Bolster bank balance sheets
Bodereau said that the cost of this kind of intervention is ‘manageable.’
“We estimate that around €30bn (£26.2bn, $31.8bn) to €40bn of equity injections are required to bolster Italian bank balance sheets,” he said. “First, €30-40bn is not a large number in the context of Italy’s economy. Compared with the banking crisis in Ireland, which cost around 30% of GDP to resolve, and in Spain which cost close to 10%, the Italian banking crisis likely could be resolved at a cost of around 2% of the nation’s GDP.”
He also noted that a a significant portion of the needed funding could likely be met by the private sector, in a similar way to the large recapitalisation package being put together by UniCredit.
The taxpayer portion could ultimately mitigated by the conversion of subordinated debt into equity, he added. Taking all this into account the final cost to Italian taxpayers of such a recapitalisation could be as low around €10bn, Bodereau noted.
Significant risk remains
He conceded however that even though a solution seems readily available, significant risk remains.

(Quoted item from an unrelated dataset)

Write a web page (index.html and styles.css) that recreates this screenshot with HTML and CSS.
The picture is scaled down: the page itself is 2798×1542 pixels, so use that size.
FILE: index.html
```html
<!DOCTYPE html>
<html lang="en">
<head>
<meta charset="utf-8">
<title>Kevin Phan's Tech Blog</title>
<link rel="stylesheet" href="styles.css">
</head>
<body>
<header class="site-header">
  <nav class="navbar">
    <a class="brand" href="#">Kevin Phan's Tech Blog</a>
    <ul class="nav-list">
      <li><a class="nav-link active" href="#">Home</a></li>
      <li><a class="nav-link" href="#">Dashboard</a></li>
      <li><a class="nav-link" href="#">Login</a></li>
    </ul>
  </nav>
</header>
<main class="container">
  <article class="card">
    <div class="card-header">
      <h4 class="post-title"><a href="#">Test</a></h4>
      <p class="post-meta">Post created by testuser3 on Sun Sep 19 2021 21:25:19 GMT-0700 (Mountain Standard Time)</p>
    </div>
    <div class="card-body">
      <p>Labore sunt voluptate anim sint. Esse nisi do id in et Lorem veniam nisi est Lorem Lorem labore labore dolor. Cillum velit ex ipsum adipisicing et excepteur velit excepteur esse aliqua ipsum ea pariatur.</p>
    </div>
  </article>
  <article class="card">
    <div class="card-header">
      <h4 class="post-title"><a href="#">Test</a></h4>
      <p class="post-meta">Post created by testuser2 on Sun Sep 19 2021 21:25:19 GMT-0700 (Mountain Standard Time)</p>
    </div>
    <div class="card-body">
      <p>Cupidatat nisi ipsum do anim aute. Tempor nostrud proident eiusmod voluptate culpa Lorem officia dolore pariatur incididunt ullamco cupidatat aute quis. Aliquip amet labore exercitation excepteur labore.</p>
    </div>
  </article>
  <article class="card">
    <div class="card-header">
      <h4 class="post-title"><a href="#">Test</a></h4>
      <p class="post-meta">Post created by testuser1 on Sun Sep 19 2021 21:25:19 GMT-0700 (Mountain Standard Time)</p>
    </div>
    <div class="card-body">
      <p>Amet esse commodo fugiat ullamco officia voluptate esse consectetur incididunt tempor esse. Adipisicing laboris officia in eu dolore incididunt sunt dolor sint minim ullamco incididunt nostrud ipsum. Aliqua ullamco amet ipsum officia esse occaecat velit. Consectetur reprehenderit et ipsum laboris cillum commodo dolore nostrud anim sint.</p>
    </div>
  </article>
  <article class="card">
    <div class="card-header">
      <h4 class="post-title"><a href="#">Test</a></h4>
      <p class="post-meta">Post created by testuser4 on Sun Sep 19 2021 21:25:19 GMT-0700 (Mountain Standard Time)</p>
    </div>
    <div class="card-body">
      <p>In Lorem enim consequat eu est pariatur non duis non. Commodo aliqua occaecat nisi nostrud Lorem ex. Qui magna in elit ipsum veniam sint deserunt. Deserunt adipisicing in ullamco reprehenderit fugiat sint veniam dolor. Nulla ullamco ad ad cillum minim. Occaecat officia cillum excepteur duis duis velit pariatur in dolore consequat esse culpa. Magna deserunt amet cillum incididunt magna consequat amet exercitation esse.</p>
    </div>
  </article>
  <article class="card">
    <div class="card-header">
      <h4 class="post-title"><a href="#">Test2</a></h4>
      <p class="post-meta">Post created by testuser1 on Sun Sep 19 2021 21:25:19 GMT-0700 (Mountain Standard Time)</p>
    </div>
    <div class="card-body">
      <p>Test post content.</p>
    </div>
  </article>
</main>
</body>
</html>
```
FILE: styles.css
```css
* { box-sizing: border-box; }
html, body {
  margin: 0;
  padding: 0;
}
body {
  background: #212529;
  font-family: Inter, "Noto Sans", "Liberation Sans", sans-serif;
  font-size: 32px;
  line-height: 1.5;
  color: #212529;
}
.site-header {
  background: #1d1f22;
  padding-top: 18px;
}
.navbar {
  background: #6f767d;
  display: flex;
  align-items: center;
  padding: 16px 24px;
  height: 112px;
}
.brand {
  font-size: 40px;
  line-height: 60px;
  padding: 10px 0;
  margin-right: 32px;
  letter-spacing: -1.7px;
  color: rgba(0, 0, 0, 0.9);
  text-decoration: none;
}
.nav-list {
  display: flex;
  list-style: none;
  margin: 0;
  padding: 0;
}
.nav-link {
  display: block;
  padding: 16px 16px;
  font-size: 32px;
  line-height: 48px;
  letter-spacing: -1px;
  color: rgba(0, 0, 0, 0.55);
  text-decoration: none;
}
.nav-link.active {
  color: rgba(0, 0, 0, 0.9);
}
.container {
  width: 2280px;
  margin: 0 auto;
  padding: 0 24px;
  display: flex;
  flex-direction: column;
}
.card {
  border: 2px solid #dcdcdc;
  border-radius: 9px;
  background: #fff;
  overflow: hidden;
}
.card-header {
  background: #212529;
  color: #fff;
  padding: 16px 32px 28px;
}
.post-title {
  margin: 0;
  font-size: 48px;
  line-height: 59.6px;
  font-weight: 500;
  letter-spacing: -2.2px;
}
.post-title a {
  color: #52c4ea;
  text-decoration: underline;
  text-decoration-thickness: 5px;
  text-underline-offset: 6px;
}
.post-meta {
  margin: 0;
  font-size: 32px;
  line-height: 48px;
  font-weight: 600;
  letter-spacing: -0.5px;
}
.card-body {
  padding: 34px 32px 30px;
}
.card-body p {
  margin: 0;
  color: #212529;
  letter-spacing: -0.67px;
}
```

“Of course, things could also get worse. Recapitalisation decisions could get postponed or cancelled to fit the political calendar. Or fears of subordinated debt conversion could lead people to withdraw deposits from the more troubled institutions, weakening them further. It is also likely that more NPL skeletons will come out of the closet.”
In terms of profiting from European banks as an investor the value is at at the bottom of the capital structure in eurozone banks such as in AT1s and equities in Bodereau’s view, but he acknowledges the volatility ahead. He also favours Spanish and Irish banks over Italian ones. Although Italy’s NPLs may be manageable that ‘does not mean it will be a smooth ride.’